Il furto delle pere - Duo latino pagina 293 numero 220

Et ego furtum facere volui et feci nulla compulsus egestate nisi penuria et fastidio iustitiae et sagina iniquitatis....

Ed io volli compiere il furto e l'ho compiuto non spinto da alcuna indigenza se non dalla penuria e dal fastidio della giustizia e dalla grandezza dell'iniquità.

Infatti ho rubato ciò, perché mi abbondava e molto meglio, non volevo usufruire della qual cosa, per quanto ho cercato di prenderla con il furto, ma (volevo usufruire) dello stesso furto e del peccato. L'albero era il pero in prossimità della nostra vigna carico di frutti non allettanti né per aspetto né per il sapore.

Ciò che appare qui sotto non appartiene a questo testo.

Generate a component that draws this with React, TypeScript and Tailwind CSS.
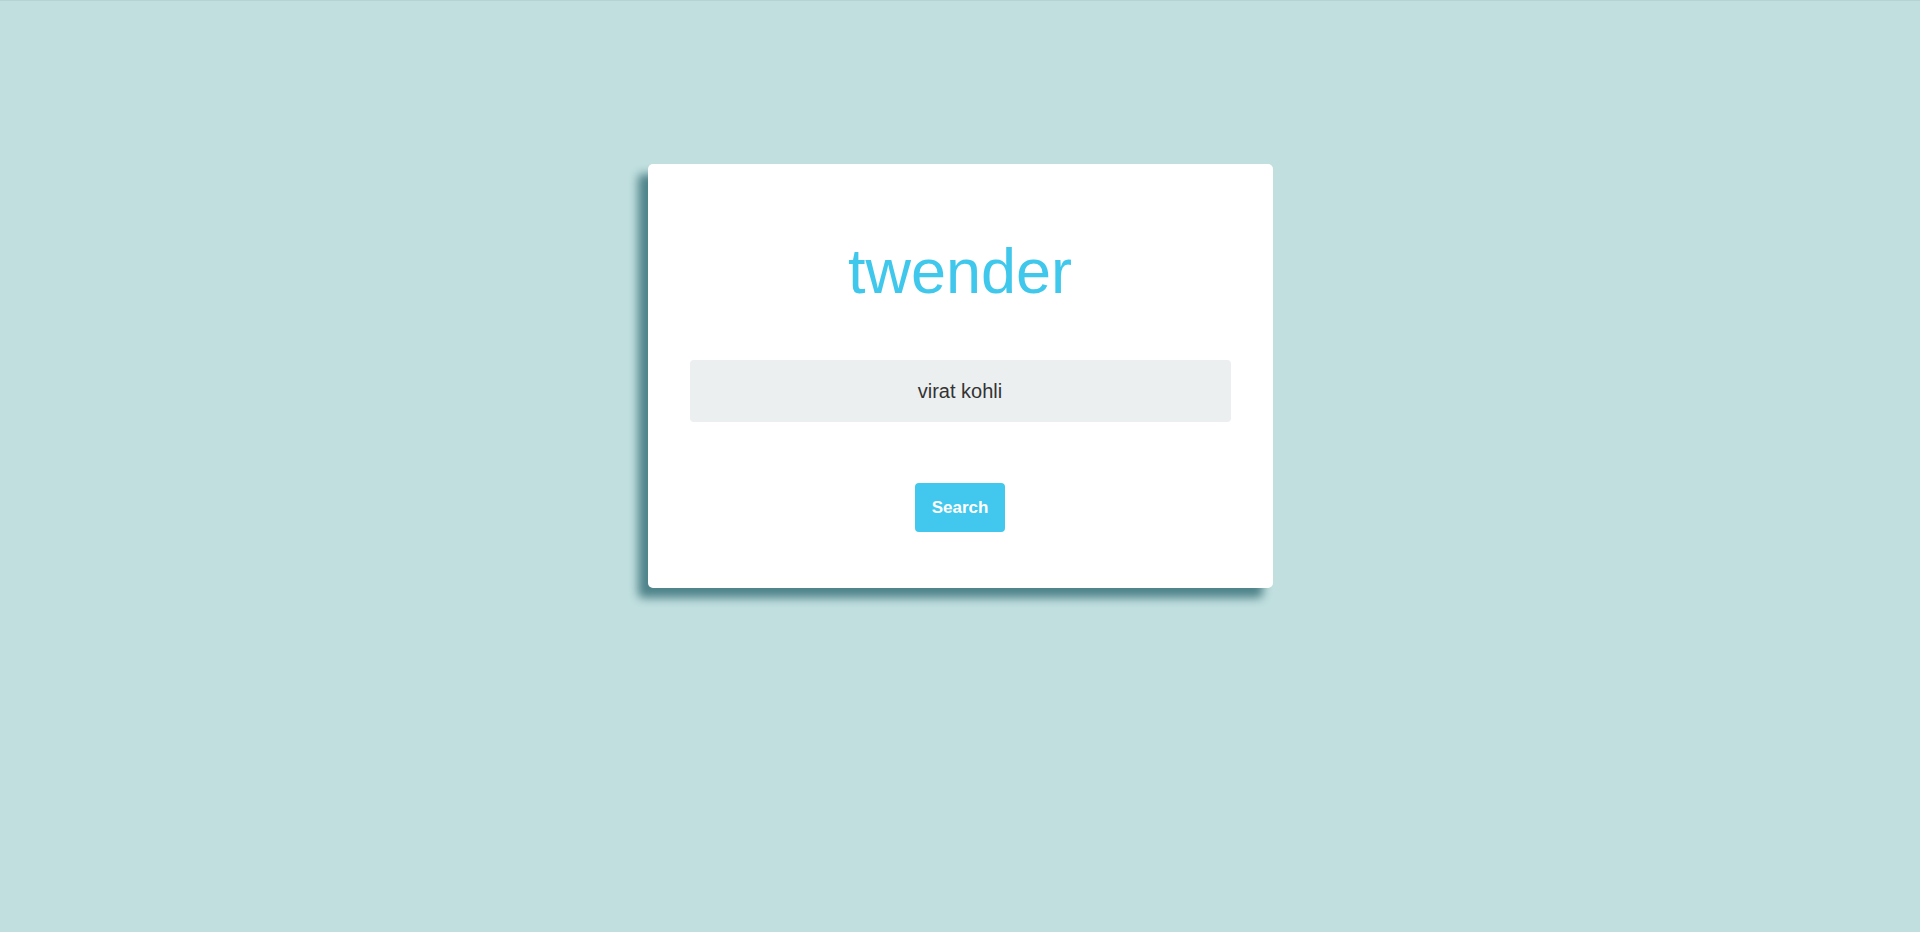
export default function App() {
  return (
    <div className="min-h-[932px] w-full bg-[#c1dfdf] border-t border-[#b6d2d4] font-['Liberation_Sans',Arial,sans-serif]">
      <div className="flex justify-center pt-[163px]">
        <div className="w-[625px] rounded-[5px] bg-white px-[42px] pt-[72px] pb-[56px] shadow-[-10px_10px_10px_#4f848b]">
          <h1 className="text-center text-[63px] leading-[71px] font-normal text-[#40c8ec]">twender</h1>
          <input
            type="text"
            defaultValue="virat kohli"
            className="mt-[53px] block h-[62px] w-full rounded-[4px] bg-[#ebeff0] text-center text-[20px] text-[#333333] outline-none"
          />
          <div className="mt-[61px] flex justify-center">
            <button className="h-[49px] w-[90px] rounded-[4px] bg-[#42c8ee] text-[17px] font-bold text-white">
              Search
            </button>
          </div>
        </div>
      </div>
    </div>
  );
}
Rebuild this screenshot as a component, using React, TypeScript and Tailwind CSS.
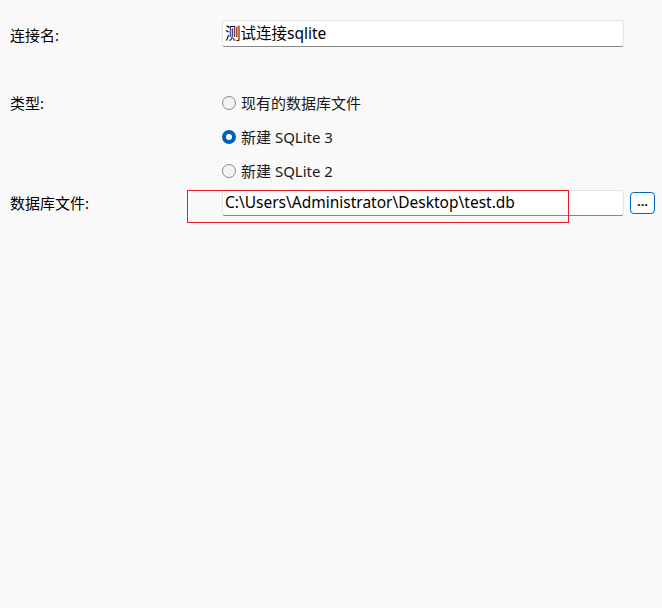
const font = "font-['Noto_Sans','Noto_Sans_CJK_SC',sans-serif]";

function Radio({ label, checked }: { label: string; checked?: boolean }) {
  return (
    <div className="flex h-[34px] items-center gap-[5px]">
      {checked ? (
        <span className="flex h-[14px] w-[14px] items-center justify-center rounded-full bg-[#005fb8]">
          <span className="h-[6px] w-[6px] rounded-full bg-white" />
        </span>
      ) : (
        <span className="h-[14px] w-[14px] rounded-full border border-[#8a8a8a] bg-[#f3f3f3]" />
      )}
      <span className="text-[15px] leading-none text-[#1a1a1a]">{label}</span>
    </div>
  );
}

export default function App() {
  return (
    <div className={`min-h-[608px] w-[662px] bg-[#f9f9f9] pl-[10px] pt-[20px] ${font}`}>
      {/* connection name */}
      <div className="flex h-[27px] items-center">
        <label className="w-[212px] pt-[3px] text-[15px] text-black">连接名:</label>
        <div className="flex h-[27px] w-[402px] items-center rounded-[3px] border border-b-[#868686] border-[#e5e5e5] bg-white px-[2px] text-[15.5px] text-black">
          测试连接sqlite
        </div>
      </div>

      {/* type */}
      <div className="mt-[39px] flex">
        <label className="flex h-[34px] w-[212px] items-center text-[15px] text-black">类型:</label>
        <div className="flex flex-col">
          <Radio label="现有的数据库文件" />
          <Radio label="新建 SQLite 3" checked />
          <Radio label="新建 SQLite 2" />
        </div>
      </div>

      {/* db file */}
      <div className="mt-[2px] flex h-[26px] items-center">
        <label className="w-[212px] pt-[1px] text-[15px] text-black">数据库文件:</label>
        <div className="relative">
          <div className="flex h-[26px] w-[402px] items-center rounded-[3px] border border-b-[#868686] border-[#e5e5e5] bg-white px-[2px] text-[15.5px] text-black">
            C:\Users\Administrator\Desktop\test.db
          </div>
          <div className="absolute left-[-35px] top-0 h-[33px] w-[382px] border border-[#e81c24]" />
        </div>
        <button className="ml-[6px] flex h-[22px] w-[25px] items-center justify-center rounded-[4px] border border-[#0067c0] bg-white pb-[4px] text-[13px] font-bold leading-none text-[#1a1a1a]">
          ...
        </button>
      </div>
    </div>
  );
}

Per scuoterlo e portar via l'albero noi giovinetti di cattiva qualità proseguimmo a mezzanotte, fin dove avevamo organizzato il divertimento secondo il costume della pestilenza nelle aie, e abbiamo portato via da lì gli ingenti pesi non per il nostro banchetto, ma piuttosto per gettarli ai porci, anche se abbiamo mangiato qualcosa da ciò, purché tuttavia fosse compiuto da me la cosa che piacesse tanto, quanto non fosse lecito.

Ecco il mio cuore, Dio, ecco il mio cuore, che tu commiseri nel profondo abisso. Ti dovrei dire ora ecco il mio cuore, che cosa cercava lì, di essere gratuitamente anche se cattivo e a causa della mia malizia non c'è nulla se non la malizia.